Having come to life via Indiegogo, a website where entrepreneurial projects come to life, amplified by a community of backers who believe the world benefits when every idea gets a crowdfunding service as backing, it raised $11,740 USD via 70 backers. Having now come to life as a CD, for my money Brit Eyed Soul is, simply put, one of the best albums of 2017.

So, the man who was born two days after Valentine's Day on the 16th February, and who has always stated that his music has always been about the love, kicks off this richly beautiful album with The Rolling Stones cut, 'Beast Of Burden' A soulful, gentle blues sway of a cover, it's just perfect musical fodder to get your appetites wet for more. The next two songs he makes his own, in a way that I never expected to hear before. His soulful blues vocals wrap themselves lovingly around the Culture Club hit 'Do You Really Want To Hurt Me' and that's backed by one of my own personal favorites on this album, 'How Long'. Originally a 1974 hit by Ace, Billy tackles both this and the former as if they were his own originals.

Next up is a beautiful Bee Gees cover of 'More Than A Woman' and that's followed by one of his own hits from 1966, made famous by Simply Red in 2009, 'Holding Back The Years.' Having fully admitted that he and his studio musicians went through 60 or 70 songs to get the right fit for this album, one I'm personally glad this next one made the grade. John Lennon's 'Watching The Wheels' is a pure, unadulterated pleasure to listen to at any time, but now Billy twists and turns it a little and wow, these new soulful layers make this track something fresh.

The mid tempo ballad 'Here, There and Everywhere' is a sweet rendition of the Beatles' classic, and he continues his British take on Blue Eyed Soul with his version of Rod Stewart's classics 'First Cut Is The Deepest.' An ambitious cover of punk rock band The Clash's 'Train In Vain' is the most adventurous of all of them, but Billy wins out - just.
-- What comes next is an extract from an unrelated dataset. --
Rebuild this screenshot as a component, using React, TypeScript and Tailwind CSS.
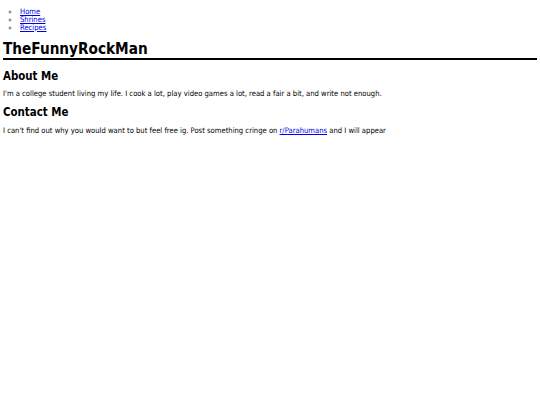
export default function App() {
  return (
    <div className="min-h-[405px] bg-white px-[3px] pt-[8px] text-black text-[7.6px] leading-[8px]" style={{ fontFamily: '"DejaVu Sans Condensed", "DejaVu Sans", Verdana, sans-serif' }}>
      <ul className="list-[circle] pl-[17px] marker:text-gray-500">
        <li><a href="#" className="text-[#0000ee] underline">Home</a></li>
        <li><a href="#" className="text-[#0000ee] underline">Shrines</a></li>
        <li><a href="#" className="text-[#0000ee] underline">Recipes</a></li>
      </ul>
      <h1 className="mt-[9px] border-b-2 border-black pb-[1px] text-[15.2px] font-bold leading-[16px]">TheFunnyRockMan</h1>
      <h2 className="mt-[10px] text-[11.4px] font-bold leading-[12px]">About Me</h2>
      <p className="mt-[8px]">I'm a college student living my life. I cook a lot, play video games a lot, read a fair a bit, and write not enough.</p>
      <h2 className="mt-[8px] text-[11.4px] font-bold leading-[12px]">Contact Me</h2>
      <p className="mt-[9px]">
        I can't find out why you would want to but feel free ig. Post something cringe on{" "}
        <a href="#" className="text-[#0000ee] underline">r/Parahumans</a> and I will appear
      </p>
    </div>
  );
}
Now, I've never heard this next song from Elton John done anywhere, any time, any place before now, but Billy sure does nail it. '(I Guess That's Why) They Call It The Blues' is covered with perfection here and never having heard it done so before, I have to applaud Billy for making the choice to attempt it. The self-proclaimed "messenger" then brings us this album to a close with the sweeping blues of 'Roll With It' (Steve Winwood), and then a simply devastatingly brilliant cover of Elvis Costello's '(What's So Funny Bout) Peace, Love & Understanding'.